Una grande festa di popolo di tutte le ‘piccole’ società sportive è quella che si è vista ieri in piazza del Duomo a Milano in occasione del “CSI Day: 80 anni di società sportive che hanno fatto la storia”. Un’opportunità per accendere i riflettori sul servizio educativo delle 630 società sportive affiliate al Centro Sportivo Italiano che da anni accompagnano generazioni di atlete e di atleti a crescere come donne e uomini.
Realtà attive in tante comunità e in tanti oratori che “non sono solo società sportive – spiega Massimo Achini, presidente del Csi Milano – ma agenzie educative delle quali l’Italia intera dovrebbe essere orgogliosa”.
Nel “villaggio sportivo”, grazie anche al supporto dei 200 volontari presenti, migliaia di ragazzi hanno potuto provare ogni tipo di sport: calcio, basket, pallavolo, baseball, scherma, ginnastica, arrampicata, atletica, bocce e persino il golf e il tiro alla fune con i campioni europei provenienti dalla Valtellina.
Ma lo sport è anche inclusione e sulla piazza più iconica della città si sono esibiti e sfidati le giovanili e la Nazionale Italiana Volley Sordi, le squadre di sitting volley, delle bocce e calcio integrati, gli atleti della scherma olimpica, paralimpica e non vedenti e il basket in carrozzina.
Due giganti dello sport italiano, presenti ieri ai festeggiamenti, hanno voluto raccontare gli inizi della loro avventura sportiva, sottolineando l’importanza che nella loro crescita hanno avuto gli oratori.
La leggenda del basket italiano Dino Meneghin, ospite della festa in piazza Duomo per gli 80 anni del CSI, sfoglia l’album dei ricordi per evidenziare quanto l’oratorio sia stato importante nella sua crescita umana e professionale.

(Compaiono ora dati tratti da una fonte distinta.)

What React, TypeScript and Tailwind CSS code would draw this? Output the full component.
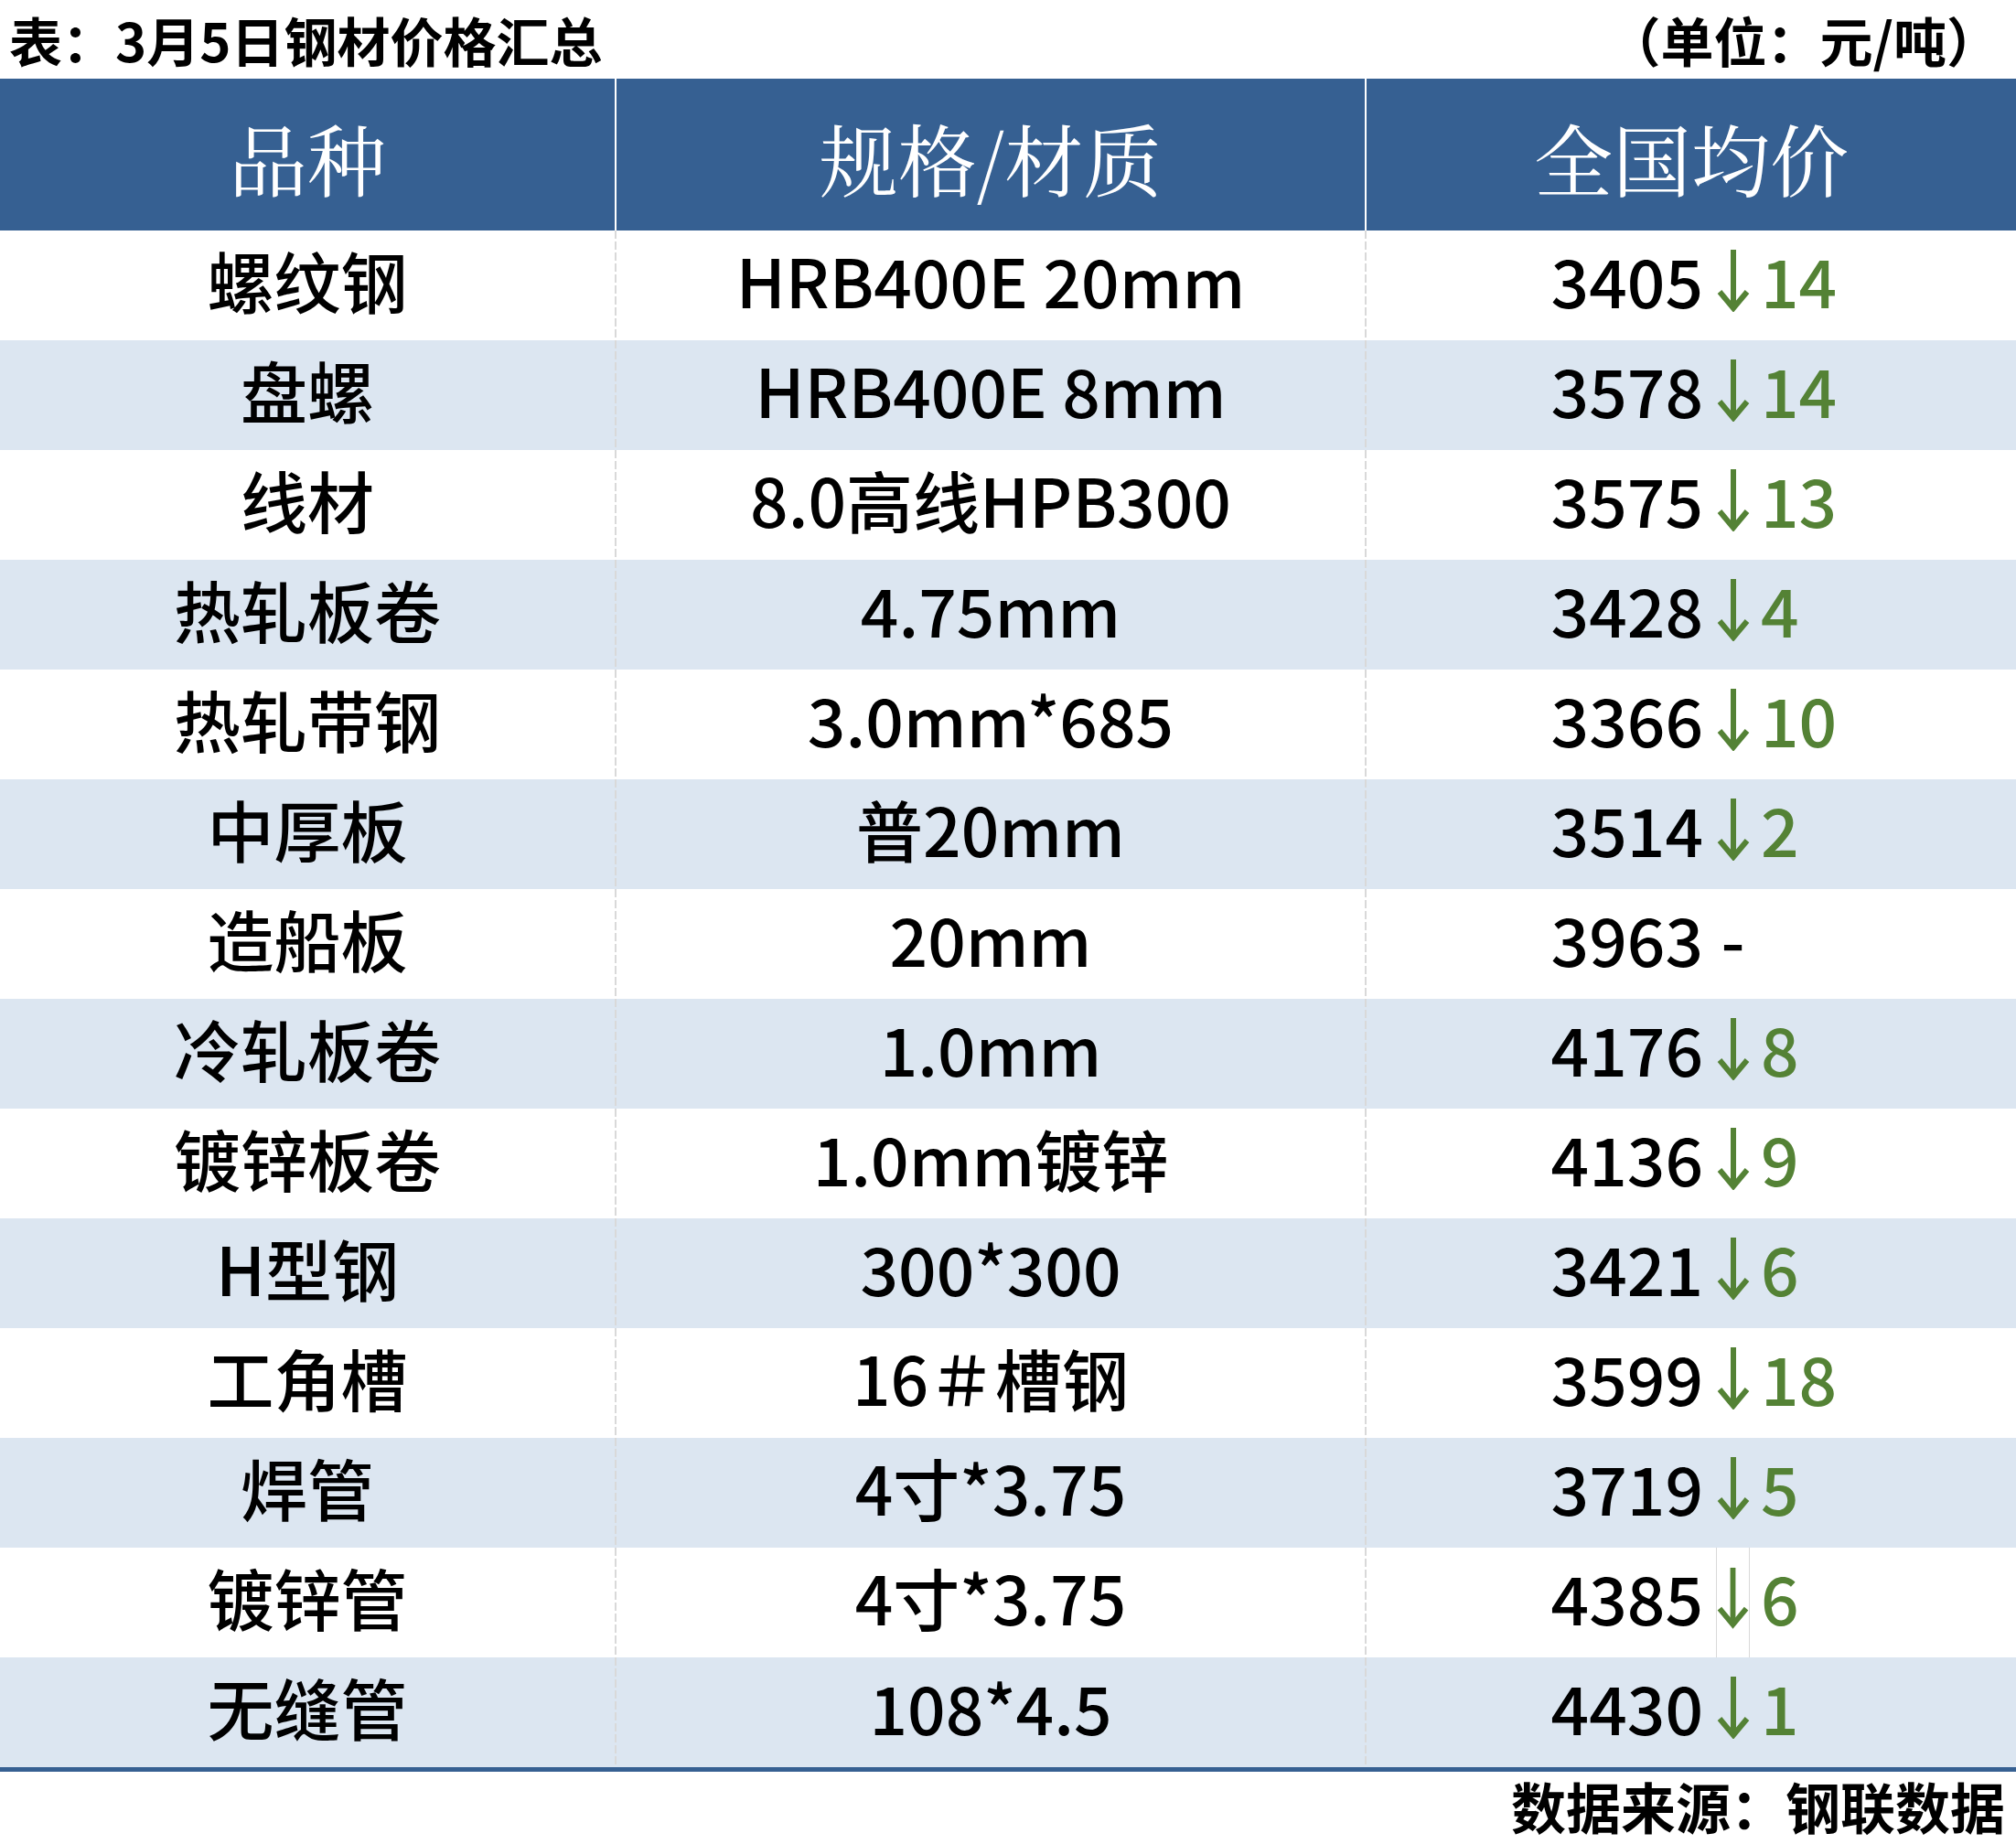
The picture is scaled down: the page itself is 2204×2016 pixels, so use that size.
import React from "react";

const SANS = "font-['Noto_Sans_CJK_SC','Noto_Sans',sans-serif]";
const SERIF = "font-['Noto_Serif_CJK_SC','Noto_Sans_CJK_SC',serif]";

const rows: [string, string, string, string, string][] = [
  ["螺纹钢", "HRB400E 20mm", "3405", "↓", "14"],
  ["盘螺", "HRB400E 8mm", "3578", "↓", "14"],
  ["线材", "8.0高线HPB300", "3575", "↓", "13"],
  ["热轧板卷", "4.75mm", "3428", "↓", "4"],
  ["热轧带钢", "3.0mm*685", "3366", "↓", "10"],
  ["中厚板", "普20mm", "3514", "↓", "2"],
  ["造船板", "20mm", "3963", "-", ""],
  ["冷轧板卷", "1.0mm", "4176", "↓", "8"],
  ["镀锌板卷", "1.0mm镀锌", "4136", "↓", "9"],
  ["H型钢", "300*300", "3421", "↓", "6"],
  ["工角槽", "16＃槽钢", "3599", "↓", "18"],
  ["焊管", "4寸*3.75", "3719", "↓", "5"],
  ["镀锌管", "4寸*3.75", "4385", "↓", "6"],
  ["无缝管", "108*4.5", "4430", "↓", "1"],
];

function DownArrow() {
  return (
    <svg width="36" height="68" viewBox="0 0 36 68" className="mt-[-2px]">
      <path d="M18 0 V64" stroke="#548235" strokeWidth="6" fill="none" />
      <path d="M3 46 L18 64 L33 46" stroke="#548235" strokeWidth="6" fill="none" strokeLinejoin="miter" />
    </svg>
  );
}

function Dashed() {
  return (
    <div className="w-[2px] self-stretch bg-[repeating-linear-gradient(to_bottom,#d9d9d9_0px,#d9d9d9_9px,transparent_9px,transparent_12px)]" />
  );
}

export default function App() {
  return (
    <div className={`w-[2204px] h-[2016px] bg-white text-black ${SANS}`}>
      {/* title */}
      <div className="h-[86px] flex items-start justify-between">
        <div className="pl-[10px] text-[58px] font-bold leading-[86px]">表：3月5日钢材价格汇总</div>
        <div className="pr-[18px] text-[58px] font-bold leading-[86px]">（单位：元/吨）</div>
      </div>

      {/* header */}
      <div className="h-[166px] flex bg-[#366092] text-white">
        <div className={`w-[672px] flex items-center justify-center pt-[8px] text-[86px] leading-[1.2] ${SERIF}`}>品种</div>
        <div className="w-[2px] bg-white" />
        <div className={`w-[818px] flex items-center justify-center pt-[8px] text-[86px] leading-[1.2] ${SERIF}`}>规格/材质</div>
        <div className="w-[2px] bg-white" />
        <div className={`flex-1 flex items-center justify-center pt-[8px] text-[86px] leading-[1.2] ${SERIF}`}>全国均价</div>
      </div>

      {/* body */}
      <div>
        {rows.map(([name, spec, price, mark, change], i) => (
          <div
            key={name}
            className={`h-[120px] flex text-[73px] font-medium leading-[1.2] ${i % 2 === 1 ? "bg-[#dce6f1]" : "bg-white"}`}
          >
            <div className="w-[672px] flex items-center justify-center pb-[12px]">{name}</div>
            <Dashed />
            <div className="w-[818px] flex items-center justify-center pb-[12px]">{spec}</div>
            <Dashed />
            <div className="flex-1 flex">
              <div className="w-[382px] flex items-center justify-end pr-[14px] pb-[12px]">{price}</div>
              <div
                className={`w-[37px] flex items-center justify-center pb-[8px] ${name === "镀锌管" ? "border-x border-[#d9d9d9]" : ""}`}
              >
                {mark === "↓" ? <DownArrow /> : <span className="text-black pb-[4px]">{mark}</span>}
              </div>
              <div className="flex-1 flex items-center pl-[12px] pb-[12px] text-[#548235]">{change}</div>
            </div>
          </div>
        ))}
      </div>
      <div className="h-[5px] bg-[#366092]" />

      {/* footer */}
      <div className="h-[79px] flex items-center justify-end pr-[12px] pb-[6px]">
        <div className="text-[60px] font-bold leading-[1.2]">数据来源：钢联数据</div>
      </div>
    </div>
  );
}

“Il mondo dell’oratorio è stato decisivo per la mia carriera. Io provengo da un piccolo paese, Alano del Piave ha 1.500 abitanti. Lì il punto di ritrovo era l’oratorio, anche e soprattutto dopo la scuola. Quando poi nel 1958 ci siamo trasferiti a Varese c’era un oratorio straordinario, ben organizzato, con tanti impianti di alto livello. Io, mio fratello e i nostri amici andavamo sempre lì a passare il tempo. Ci ha abituato a stare insieme, a socializzare, a divertirsi, ma tutto con naturalezza, con molta semplicità. L’avere iniziato proprio dall’oratorio, secondo me, mi ha dato un’impronta molto importante, mi ha insegnato a come comportarsi con gli altri, come stare al mondo”.
“Io sono cresciuto all’oratorio, all’oratorio di Settala. Quando Don Narciso non ce lo apriva noi scavalcavamo e andavamo dentro a giocare”.
É il ricordo dell’ex capitano della Nazionale Italiana e dell’Inter, Giuseppe Bergomi, delle sue prime esperienze su un campo da calcio, durante la festa in Piazza Duomo a Milano per gli 80 anni del CSI.
“Si giocava alla tedesca – aggiunge Bergomi – l’ha raccontato anche Frattesi l’altro giorno dopo il gol con l’Italia. Era bellissimo giocare in oratorio. Conosco l’importanza dell’oratorio, dei valori che trasmette e della crescita. É una scuola di vita. Poi se lo abbini anche alla fede, è un valore in più. Perché il mio amico Gianluca Vialli diceva sempre che il talento da solo non basta. Se ci metti anche l’educazione di lasciare lo spogliatoio pulito, di mettere a posto le cose, di farti bene la borsa, che non è talento, allora fai un passo in più. L’oratorio è tutto questo. Lo spirito è questo. Complimenti a tutti quelli che lo tengono sempre vivo. Conosco l’importanza della base che ci sta dietro”.